After all of that, on the Sinar, there should be a line on the bottom of the ground glass. That is the "far" line. Focus on that line and then tilt the front standard so the line on top (the near line) becomes in focus. Then you have a line on the right (the far line) so focus on that, and then swing just a tiny bit to get the left line (the near line) in focus.

Once you do this a few times you will start to see the relationship between near and far on the groundglass and it will become easier for you to remember what to do. You definitely should, as has been mentioned, understand the Scheimpflug principle.

Don't be afraid to make a few mistakes. If you write everything down and study your negs you will learn a great deal from mistakes.

Good luck to you.

2-May-2013, 08:18
Why not start with a fairly easy one - the rising front.....Thanks Kevin. I will give this a try.

Kevin J. Kolosky
2-May-2013, 09:41

While you are trying that one, remember that the same principles apply to the "lowering" front. So if you are above something you can lower your front, or tilt down and then tilt the standards back to vertical.

And those same principles apply to the shift.

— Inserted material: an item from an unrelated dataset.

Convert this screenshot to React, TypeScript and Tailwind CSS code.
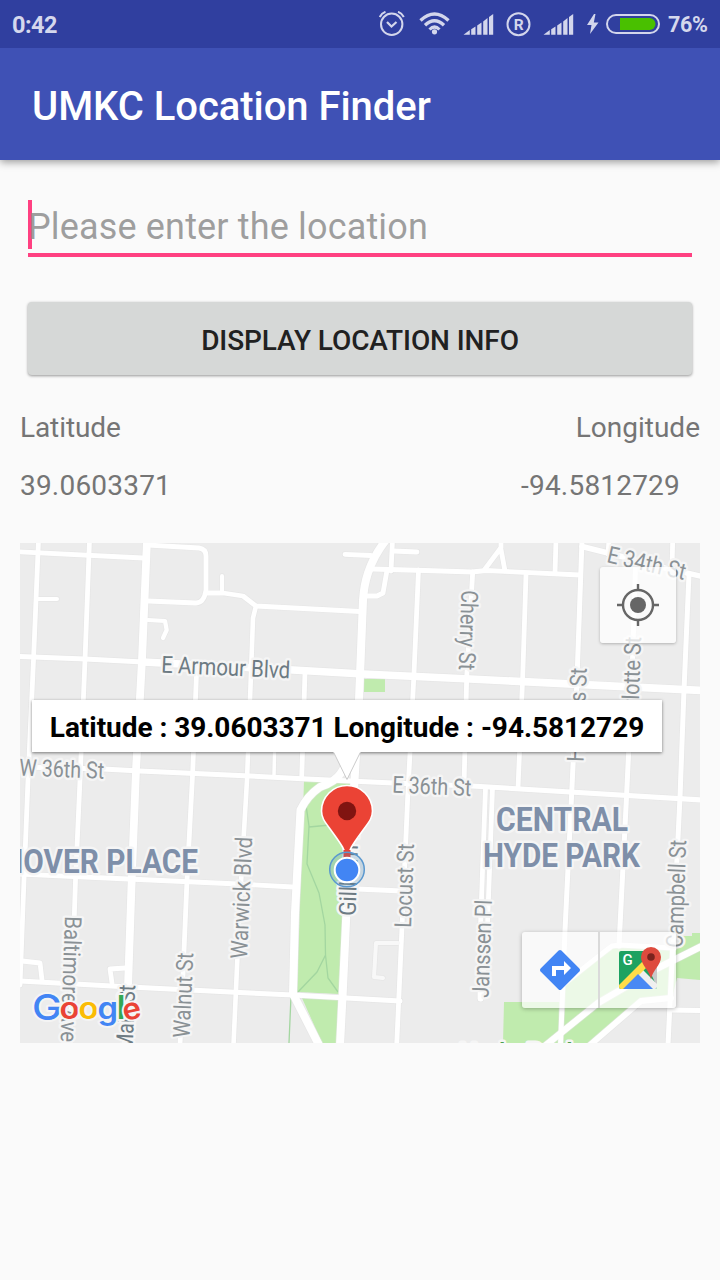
import React from "react";

type Street = { d: string; w?: number; color?: string };

const streets: Street[] = [
  { d: "M38.5 540 L33.5 660 L28 780 L24 880 L20 985" },
  { d: "M89.5 540 L85 660 L80 780 L75.5 880 L70 1045" },
  { d: "M196.7 668 L192.7 772 L187 880 L180 1045" },
  { d: "M256 606 L253 618 L250 700 L247 780 L240 900 L233.5 1045", w: 4.6 },
  { d: "M305 672 L301.7 778" },
  { d: "M275 730 L274 776", w: 3.5 },
  { d: "M392.5 540 L391 571" },
  { d: "M345 554.3 L371 555.5 M393 551 L417 552" },
  { d: "M372 569 L425 570.5 L472 572 L486 570.5 L580 575" },
  { d: "M386.7 572 L383 593 L377 596 L365 596" },
  { d: "M418.5 570 L414 673 L410 753 L407.7 797 L402 927 L396.7 1045" },
  { d: "M472.7 572 L466.7 677 L464 786" },
  { d: "M485.5 788 L480 940 L480 999 M492.5 788 L487.5 925 L481 999" },
  { d: "M526 575 L522.7 677 L518 788" },
  { d: "M556 540 L555 573" },
  { d: "M485 569 L500.7 548 L505 571 M501 540 L501 548" },
  { d: "M582 540 L576.7 687 L571.7 793 L565 930 L560.5 1045", w: 5 },
  { d: "M672.7 540 L672 568 M609 540 L608 554" },
  { d: "M635.7 560 L631.7 687 L626.7 793 L619 946", w: 5 },
  { d: "M689 574 L684 690 L680 797 L673 940 L668 1045", w: 5 },
  { d: "M582 546.5 L612 554 L665 568 L702 576.5", w: 5.5 },
  { d: "M18 656.5 L85 659 L143 662", w: 5 },
  { d: "M18 551.7 L143 558" },
  { d: "M38 599 L57 599", w: 4 },
  { d: "M148 545 L199 548 Q206 549 206 556 L206 590 Q204 603 196 603 L148 601" },
  { d: "M206 593 L223 593 L243 596 L256 606 L360 611.5" },
  { d: "M222 576 L222 593", w: 4 },
  { d: "M148 620 L165 621 L166.7 630 L163 638", w: 4.2 },
  { d: "M18 767 L103 769 L140 771 L250 776 L307 779 L393 783 L472 786 L702 800", w: 5 },
  { d: "M18 874 L128 879 L238 884 L293 887 M357 889 L402 891" },
  { d: "M18 981 L130 987 L250 993 L293 995 L400 1001", w: 5 },
  { d: "M22 961 L40 963 L42 980 M125 968 L110 969 L112 983" },
  { d: "M398 943 L376 943 L374 977 L383 978", w: 4, color: "#f8f8f8" },
  { d: "M147 540 L142 660 L136 770 L131.7 880 L126 1045", w: 7.8 },
  { d: "M143 662 L293 670 L363 674 L470 679 L702 690.5", w: 7.6 },
  { d: "M386 540 Q374 555 368 573 Q364 585 363 600 L359 700 L354 790 L347 900 L342.7 993 L340 1045", w: 8 },
  { d: "M352 754 L341 773 Q335 782 320 787 Q307 796 300.5 810 L295 913 L293 994 L319 1045", w: 8 },
  { d: "M565 983 Q600 955 612 946 L620 945 L674 948", w: 5 },
  { d: "M546 1045 L598 1003 L658 968 L702 946", w: 6.5 },
  { d: "M590 1045 L641 1001 L671 998", w: 6 },
  { d: "M670 1010 L702 1010.5", w: 5 },
];

type Label = { t: string; x: number; y: number; a: number; len: number; c?: string; s?: number; w?: number };

const labels: Label[] = [
  { t: "E Armour Blvd", x: 161, y: 672.5, a: 2.6, len: 129, c: "#6d7b83" },
  { t: "W 36th St", x: 19, y: 775.5, a: 2.2, len: 85 },
  { t: "E 36th St", x: 392, y: 792.5, a: 2.6, len: 79 },
  { t: "E 34th St", x: 606, y: 562, a: 13, len: 80 },
  { t: "Cherry St", x: 461.5, y: 590, a: 92, len: 80 },
  { t: "Holmes St", x: 583.5, y: 762, a: -88, len: 94 },
  { t: "Charlotte St", x: 637.5, y: 741, a: -88, len: 104 },
  { t: "Baltimore Ave", x: 65, y: 916, a: 92, len: 126 },
  { t: "Main St", x: 132.5, y: 1051, a: -87.5, len: 66, c: "#6d7b83" },
  { t: "Walnut St", x: 189.5, y: 1038, a: -87.5, len: 85 },
  { t: "Warwick Blvd", x: 247, y: 959, a: -87.5, len: 122 },
  { t: "Gillham Rd", x: 355.5, y: 916, a: -88, len: 101, c: "#6d7b83" },
  { t: "Locust St", x: 411, y: 928, a: -88, len: 84 },
  { t: "Janssen Pl", x: 488.5, y: 998, a: -88, len: 98 },
  { t: "Campbell St", x: 682.5, y: 948, a: -88, len: 108 },
  { t: "HANOVER PLACE", x: -39, y: 872.5, a: 0, len: 237, c: "#7e8fa9", s: 32.5, w: 700 },
  { t: "CENTRAL", x: 496, y: 830.5, a: 0, len: 132, c: "#7e8fa9", s: 32.5, w: 700 },
  { t: "HYDE PARK", x: 483, y: 866.5, a: 0, len: 157, c: "#7e8fa9", s: 32.5, w: 700 },
  { t: "Hyde Park", x: 459, y: 1063, a: 0, len: 121, c: "#4c9f50", s: 27, w: 500 },
];

const GREEN = "#c0ebae";

function StreetMap() {
  return (
    <svg className="block h-full w-full" viewBox="20 543 680 500">
      <rect x="20" y="543" width="680" height="500" fill="#ececec" />
      <g fill={GREEN}>
        <path d="M304 781 L350 782 L339 994 L297 992 Z" />
        <path d="M302 998 L338 999 L337 1043 L322 1043 Z" />
        <rect x="364" y="679" width="21" height="13" />
        <path d="M504 1002 L561 1002 L563 985 L612 947 L674 949 L682 936 L692 936 L692 933 L700 933 L700 980 L677 978 L672 998 L641 1001 L592 1043 L503 1043 Z" />
      </g>
      <path
        d="M305 798 L309 826 L307 864 L319 893 L325 925 L325.5 955 L317 972 L298 992 M325.5 955 L328 978 L338 992 M309 827 L330 825 M291 996 L289 1043"
        fill="none"
        stroke="#a3d6a0"
        strokeWidth="1.3"
      />
      <g fill="none" strokeLinecap="round" strokeLinejoin="round">
        {streets.map((s, i) => (
          <path key={i} d={s.d} stroke="#e3e3e3" strokeOpacity="0.6" strokeWidth={(s.w ?? 4.8) + 1.4} />
        ))}
        {streets.map((s, i) => (
          <path key={i} d={s.d} stroke={s.color ?? "#ffffff"} strokeWidth={s.w ?? 4.8} />
        ))}
      </g>
      <g fontFamily="Roboto, sans-serif" stroke="#f5f5f5" strokeWidth="5" strokeLinejoin="round" paintOrder="stroke">
        {labels.map((l) => (
          <text
            key={l.t}
            transform={`translate(${l.x} ${l.y}) rotate(${l.a})`}
            fontSize={l.s ?? 23.5}
            fontWeight={l.w ?? 400}
            fill={l.c ?? "#8a9195"}
            textLength={l.len}
            lengthAdjust="spacingAndGlyphs"
          >
            {l.t}
          </text>
        ))}
      </g>
      <g fontFamily="Inter, sans-serif" fontWeight="600" fontSize="30" stroke="#f4f4f4" strokeWidth="4" strokeLinejoin="round" paintOrder="stroke">
        <text x="32" y="1019.5" fontSize="36" fontWeight="500" fill="#4285f4" textLength="30" lengthAdjust="spacingAndGlyphs">G</text>
        <text x="59.5" y="1019.2" fill="#ea4335" textLength="20" lengthAdjust="spacingAndGlyphs">o</text>
        <text x="78.5" y="1019.2" fill="#fbbc05" textLength="20" lengthAdjust="spacingAndGlyphs">o</text>
        <text x="97.5" y="1019.2" fill="#4285f4" textLength="20.5" lengthAdjust="spacingAndGlyphs">g</text>
        <text x="116.8" y="1019" fontSize="33" fill="#34a853">l</text>
        <text transform="translate(124.5 1021) rotate(-12)" fill="#ea4335" textLength="18.5" lengthAdjust="spacingAndGlyphs">e</text>
      </g>
      <path
        d="M347 860 C346 851 341 844 333 833 C326 823 321.5 819 321.5 811 A25.5 25.5 0 0 1 372.5 811 C372.5 819 368 823 361 833 C353 844 348 851 347 860 Z"
        fill="#eb4335"
        stroke="#ffffff"
        strokeWidth="1.6"
      />
      <path d="M343.5 850 H350.500 V858 H343.500 Z" fill="#eb4335" />
      <circle cx="347" cy="811" r="9.2" fill="#801411" />
      <circle cx="347" cy="869.5" r="17.3" fill="#4285b4" fillOpacity="0.22" stroke="#5a98cf" strokeWidth="1.5" />
      <circle cx="347" cy="870" r="12.3" fill="#4285f4" stroke="#ffffff" strokeWidth="2" />
    </svg>
  );
}

function SignalIcon() {
  return (
    <svg className="h-6 w-8 shrink-0" viewBox="0 0 32 24" fill="#d3d6ec">
      <path d="M.5 22.8 L6.8 18 V22.8 Z M8.2 17.3 L12.5 14.5 V22.8 H8.2 Z M14.2 13.5 L18.5 10.5 V22.8 H14.2 Z M20.2 9.5 L24.5 6 V22.8 H20.2 Z M26 5 L30.2 2 V22.8 H26 Z" />
    </svg>
  );
}

function StatusBar() {
  return (
    <div className="relative flex h-12 items-center bg-[#303f9f] pl-3 text-[24px] leading-[50px] font-bold text-[#d5d8ed]">
      <span className="w-[367px] pt-[3px] text-[23.5px] leading-none tracking-[-0.5px]">0:42</span>
      <svg className="h-[26px] w-[26px] shrink-0" viewBox="0 0 26 26" fill="none" stroke="#d3d6ec">
        <circle cx="12.7" cy="13.3" r="10.7" strokeWidth="2" />
        <path d="M8 11 L12.5 15.5 L17.5 11" strokeWidth="2.2" />
        <path d="M.8 6 Q2.5 2.2 6.5 .8 M24.8 6 Q23 2.2 19 .8" strokeWidth="2" />
      </svg>
      <svg className="ml-[14px] h-6 w-8 shrink-0" viewBox="0 0 32 24" fill="none" stroke="#d3d6ec" strokeWidth="3.4">
        <path d="M1.5 8.5 Q15.5 -4.5 29.5 8.5" />
        <path d="M6 13.2 Q15.5 4.3 25 13.2" />
        <path d="M10.5 17.5 Q15.5 12.5 20.5 17.5" strokeWidth="3.1" />
        <circle cx="15.5" cy="19.8" r="2.6" fill="#d3d6ec" stroke="none" />
      </svg>
      <span className="ml-[12px] flex"><SignalIcon /></span>
      <svg className="ml-[10px] h-[26px] w-[26px] shrink-0" viewBox="0 0 26 26">
        <circle cx="13.5" cy="13.3" r="11" fill="none" stroke="#d3d6ec" strokeWidth="2" />
        <text x="13.8" y="18.8" textAnchor="middle" fontFamily="Roboto, sans-serif" fontWeight="700" fontSize="15.5" fill="#d3d6ec">R</text>
      </svg>
      <span className="ml-[12px] flex"><SignalIcon /></span>
      <svg className="ml-[12px] h-5 w-3 shrink-0" viewBox="0 0 12 20" fill="#d3d6ec">
        <path d="M7 0 L0 11 H4.5 L3 20 L11.5 8.5 H6.8 L8.5 0 Z" />
      </svg>
      <svg className="ml-[7px] h-5 w-[55px] shrink-0" viewBox="0 0 55 20">
        <rect x="1" y="1" width="52" height="18" rx="9" fill="none" stroke="#d3d6ec" strokeWidth="2" />
        <path d="M14 4 H43.5 A6 6 0 0 1 43.5 16 H14 Z" fill="#49c000" />
      </svg>
      <span className="ml-[7px] pt-[2px] text-[21.5px] leading-none tracking-[-0.3px]">76%</span>
    </div>
  );
}

function MapPanel() {
  return (
    <section className="relative mx-5 mt-[38px] h-[500px] overflow-hidden">
      <StreetMap />
      <div className="absolute top-[24px] left-[580px] flex h-[76px] w-[76px] items-center justify-center rounded-[3px] bg-white/75 shadow-[0_1px_3px_rgba(0,0,0,0.25)]">
        <svg className="h-[42px] w-[42px]" viewBox="0 0 42 42" fill="none" stroke="#666666" strokeWidth="2.4">
          <circle cx="21" cy="21" r="15" />
          <path d="M21 0 V6 M21 36 V42 M0 21 H6 M36 21 H42" />
          <circle cx="21" cy="21" r="8" fill="#666666" stroke="none" />
        </svg>
      </div>
      <div className="absolute top-[157px] left-[12px] flex h-[52px] w-[630px] items-center justify-center bg-white pt-[3px] text-[28px] leading-[52px] font-bold tracking-[-0.04px] whitespace-nowrap text-black shadow-[0_1px_3px_rgba(0,0,0,0.5)]">
        <span>Latitude : 39.0603371 Longitude : -94.5812729</span>
        <svg className="absolute top-[51px] left-[300px] h-8 w-[30px]" viewBox="0 0 30 32">
          <path d="M1.5 1 L15 28.5 L28.5 1" fill="#ffffff" stroke="#cccccc" strokeWidth="1" />
          <path d="M2 0 H28 V1.5 H2 Z" fill="#ffffff" />
        </svg>
      </div>
      <div className="absolute top-[389px] left-[502px] flex h-[76px] w-[154px] rounded-[3px] bg-white/70 shadow-[0_1px_4px_rgba(0,0,0,0.28)]">
        <button className="flex w-[76px] items-center justify-center">
          <svg className="h-10 w-10" viewBox="0 0 40 40">
            <path d="M18.6 .6 Q20 -.6 21.4 .6 L39.4 18.6 Q40.6 20 39.4 21.4 L21.4 39.4 Q20 40.6 18.6 39.4 L.6 21.4 Q-.6 20 .6 18.6 Z" fill="#4285f4" />
            <path d="M12 26 V16 H24 V11 L31 18 L24 25 V20 H16 V26 Z" fill="#ffffff" />
          </svg>
        </button>
        <span className="w-[2px] bg-[#dadada]" />
        <button className="flex flex-1 items-center justify-center">
          <svg className="mb-[4px] ml-[3px] h-[44px] w-[44px]" viewBox="0 0 44 44">
            <defs>
              <clipPath id="tile"><rect x="1" y="5" width="38" height="38" rx="2" /></clipPath>
            </defs>
            <g clipPath="url(#tile)">
              <rect x="1" y="5" width="38" height="38" fill="#1da261" />
              <path d="M28 17 L40 5 V43 Z" fill="#c9c9c9" />
              <path d="M17 27 L23 22 L40 39 V43 H34 Z" fill="#efefef" />
              <path d="M0 40 L28 12 L33 17 L4 46 Z" fill="#ffdc48" />
              <path d="M20 28 L35 43 H5 Z" fill="#4889f4" />
              <text x="4.5" y="19" fontFamily="Roboto, sans-serif" fontWeight="500" fontSize="15" fill="#ffffff">G</text>
            </g>
            <path d="M33 33.5 C32 25 23 19 23 11 A10 10 0 0 1 43 11 C43 19 34 25 33 33.5 Z" fill="#de4b3e" />
            <circle cx="33" cy="11" r="3.8" fill="#7b231e" />
          </svg>
        </button>
      </div>
    </section>
  );
}

export default function App() {
  return (
    <div className="h-[1280px] w-[720px] overflow-hidden bg-[#fafafa] font-['Roboto',sans-serif]">
      <StatusBar />
      <header className="flex h-[112px] items-center bg-[#3f51b5] pt-[6px] pl-8 text-[40px] font-medium tracking-[-0.04px] text-white shadow-[0_2px_8px_rgba(0,0,0,0.4)]">
        <h1 className="whitespace-nowrap">UMKC Location Finder</h1>
      </header>
      <main>
        <div className="mx-7 mt-10 flex h-[57px] items-start border-b-4 border-[#ff4081]">
          <span className="h-[49px] w-1 bg-[#ff4081]" />
          <span className="-ml-1 pt-[5px] text-[36px] leading-[44px] tracking-[0.16px] text-[#808080]/75">Please enter the location</span>
        </div>
        <button className="mx-7 mt-[45px] flex h-[73px] w-[664px] items-center justify-center rounded-[4px] bg-[#d6d8d7] pt-[4px] text-[28px] font-medium tracking-[-0.1px] text-[#212121] shadow-[0_1px_3px_rgba(0,0,0,0.4)]">
          DISPLAY LOCATION INFO
        </button>
        <div className="mt-[34px] flex justify-between px-5 text-[28px] leading-[38px] text-[#757575]">
          <span className="tracking-[-0.1px]">Latitude</span>
          <span>Longitude</span>
        </div>
        <div className="mt-5 flex justify-between pr-10 pl-5 text-[28px] leading-[38px] tracking-[0.2px] text-[#757575]">
          <span>39.0603371</span>
          <span>-94.5812729</span>
        </div>
        <MapPanel />
      </main>
    </div>
  );
}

If you think about a tall building laying on its side, then of course instead of the rising front you would use a shift, or point the camera and return the standards to parallel with the building facade.

Have fun.

4-May-2013, 14:20
Lets back this up for a second. Can we safely assume that you know how to physically operate the swing, tilt, and shift mechanisms, to actually get the camera body to operate in the ways you're thinking of?